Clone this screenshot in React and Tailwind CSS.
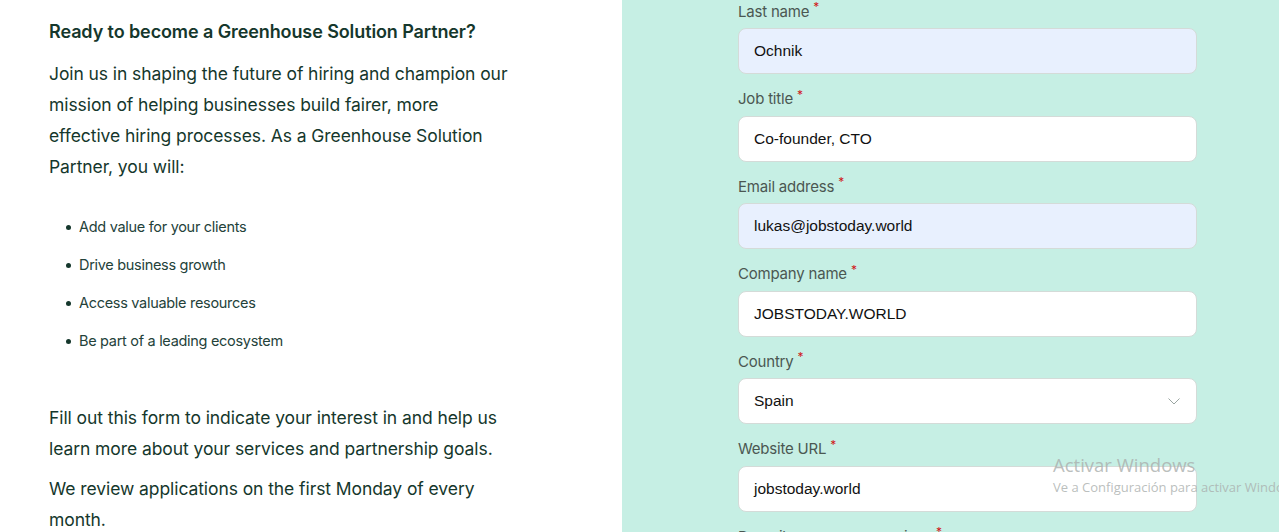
import React from 'react';

const fields = [
  { label: 'Last name', value: 'Ochnik', autofill: true },
  { label: 'Job title', value: 'Co-founder, CTO' },
  { label: 'Email address', value: 'lukas@jobstoday.world', autofill: true },
  { label: 'Company name', value: 'JOBSTODAY.WORLD' },
  { label: 'Country', value: 'Spain', select: true },
  { label: 'Website URL', value: 'jobstoday.world' },
  { label: 'Describe your core services', value: '' },
];

const bullets = [
  'Add value for your clients',
  'Drive business growth',
  'Access valuable resources',
  'Be part of a leading ecosystem',
];

const Field = ({ field }) => (
  <div className="mb-[15.5px]">
    <label className="flex h-[20px] items-center text-[15px] text-[#4b5752] tracking-[-0.2px]">
      {field.label}
      <span className="ml-[4px] -mt-[10px] text-[12px] text-[#d0181a]">*</span>
    </label>
    <div
      className={`mt-[6px] flex h-[46px] w-[459px] items-center justify-between rounded-[8px] border border-[#d4dbd8] px-[15px] text-[15.5px] text-[#111] font-['Liberation_Sans',sans-serif] ${
        field.autofill ? 'bg-[#e8f0fe]' : 'bg-white'
      }`}
    >
      <span>{field.value}</span>
      {field.select && (
        <svg width="12" height="7" viewBox="0 0 12 7" fill="none" className="mr-[1px]">
          <path d="M0.5 0.5 L6 6 L11.5 0.5" stroke="#9aa5a1" strokeWidth="1" />
        </svg>
      )}
    </div>
  </div>
);

export default function App() {
  return (
    <div className="relative flex h-[532px] w-[1279px] overflow-hidden bg-white font-['Inter',sans-serif]">
      {/* Left copy */}
      <div className="w-[622px] shrink-0 pl-[49px] pt-[20px] text-[#15372c]">
        <h2 className="text-[18px] font-semibold leading-[24px] tracking-[-0.1px]">
          Ready to become a Greenhouse Solution Partner?
        </h2>
        <p className="mt-[14px] w-[462px] text-[17.5px] leading-[31px] tracking-[-0.08px]">
          Join us in shaping the future of hiring and champion our mission of helping businesses build fairer, more
          effective hiring processes. As a Greenhouse Solution Partner, you will:
        </p>
        <ul className="mt-[34px] flex flex-col gap-[16px] pl-[30px] text-[14.5px] leading-[22px] tracking-[-0.3px] text-[#24423a]">
          {bullets.map((b) => (
            <li key={b} className="relative">
              <span className="absolute -left-[13px] top-[9px] h-[5px] w-[5px] rounded-full bg-[#15372c]" />
              {b}
            </li>
          ))}
        </ul>
        <p className="mt-[50px] w-[470px] text-[17.5px] leading-[31px] tracking-[-0.08px]">
          Fill out this form to indicate your interest in and help us learn more about your services and partnership goals.
        </p>
        <p className="mt-[9px] w-[440px] text-[17.5px] leading-[31px] tracking-[-0.08px]">
          We review applications on the first Monday of every month.
        </p>
      </div>

      {/* Right form */}
      <div className="flex-1 bg-[#c6efe4] pl-[116px] pt-[2px]">
        {fields.map((f) => (
          <Field key={f.label} field={f} />
        ))}
      </div>

      {/* Windows activation watermark */}
      <div className="pointer-events-none absolute left-[1053px] top-[453px] whitespace-nowrap font-['Open_Sans',sans-serif] text-[#a9aeac]/80">
        <div className="text-[18.5px] leading-[24px]">Activar Windows</div>
        <div className="mt-[1px] text-[13px] leading-[18px]">Ve a Configuración para activar Windows.</div>
      </div>
    </div>
  );
}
....
EXERCISE DETAILS. In the copy, include no pictures; restate the listing above exactly.

WRITTEN REPLY.
Clone this screenshot in React and Tailwind CSS.
import React from 'react';

const fields = [
  { label: 'Last name', value: 'Ochnik', autofill: true },
  { label: 'Job title', value: 'Co-founder, CTO' },
  { label: 'Email address', value: 'lukas@jobstoday.world', autofill: true },
  { label: 'Company name', value: 'JOBSTODAY.WORLD' },
  { label: 'Country', value: 'Spain', select: true },
  { label: 'Website URL', value: 'jobstoday.world' },
  { label: 'Describe your core services', value: '' },
];

const bullets = [
  'Add value for your clients',
  'Drive business growth',
  'Access valuable resources',
  'Be part of a leading ecosystem',
];

const Field = ({ field }) => (
  <div className="mb-[15.5px]">
    <label className="flex h-[20px] items-center text-[15px] text-[#4b5752] tracking-[-0.2px]">
      {field.label}
      <span className="ml-[4px] -mt-[10px] text-[12px] text-[#d0181a]">*</span>
    </label>
    <div
      className={`mt-[6px] flex h-[46px] w-[459px] items-center justify-between rounded-[8px] border border-[#d4dbd8] px-[15px] text-[15.5px] text-[#111] font-['Liberation_Sans',sans-serif] ${
        field.autofill ? 'bg-[#e8f0fe]' : 'bg-white'
      }`}
    >
      <span>{field.value}</span>
      {field.select && (
        <svg width="12" height="7" viewBox="0 0 12 7" fill="none" className="mr-[1px]">
          <path d="M0.5 0.5 L6 6 L11.5 0.5" stroke="#9aa5a1" strokeWidth="1" />
        </svg>
      )}
    </div>
  </div>
);

export default function App() {
  return (
    <div className="relative flex h-[532px] w-[1279px] overflow-hidden bg-white font-['Inter',sans-serif]">
      {/* Left copy */}
      <div className="w-[622px] shrink-0 pl-[49px] pt-[20px] text-[#15372c]">
        <h2 className="text-[18px] font-semibold leading-[24px] tracking-[-0.1px]">
          Ready to become a Greenhouse Solution Partner?
        </h2>
        <p className="mt-[14px] w-[462px] text-[17.5px] leading-[31px] tracking-[-0.08px]">
          Join us in shaping the future of hiring and champion our mission of helping businesses build fairer, more
          effective hiring processes. As a Greenhouse Solution Partner, you will:
        </p>
        <ul className="mt-[34px] flex flex-col gap-[16px] pl-[30px] text-[14.5px] leading-[22px] tracking-[-0.3px] text-[#24423a]">
          {bullets.map((b) => (
            <li key={b} className="relative">
              <span className="absolute -left-[13px] top-[9px] h-[5px] w-[5px] rounded-full bg-[#15372c]" />
              {b}
            </li>
          ))}
        </ul>
        <p className="mt-[50px] w-[470px] text-[17.5px] leading-[31px] tracking-[-0.08px]">
          Fill out this form to indicate your interest in and help us learn more about your services and partnership goals.
        </p>
        <p className="mt-[9px] w-[440px] text-[17.5px] leading-[31px] tracking-[-0.08px]">
          We review applications on the first Monday of every month.
        </p>
      </div>

      {/* Right form */}
      <div className="flex-1 bg-[#c6efe4] pl-[116px] pt-[2px]">
        {fields.map((f) => (
          <Field key={f.label} field={f} />
        ))}
      </div>

      {/* Windows activation watermark */}
      <div className="pointer-events-none absolute left-[1053px] top-[453px] whitespace-nowrap font-['Open_Sans',sans-serif] text-[#a9aeac]/80">
        <div className="text-[18.5px] leading-[24px]">Activar Windows</div>
        <div className="mt-[1px] text-[13px] leading-[18px]">Ve a Configuración para activar Windows.</div>
      </div>
    </div>
  );
}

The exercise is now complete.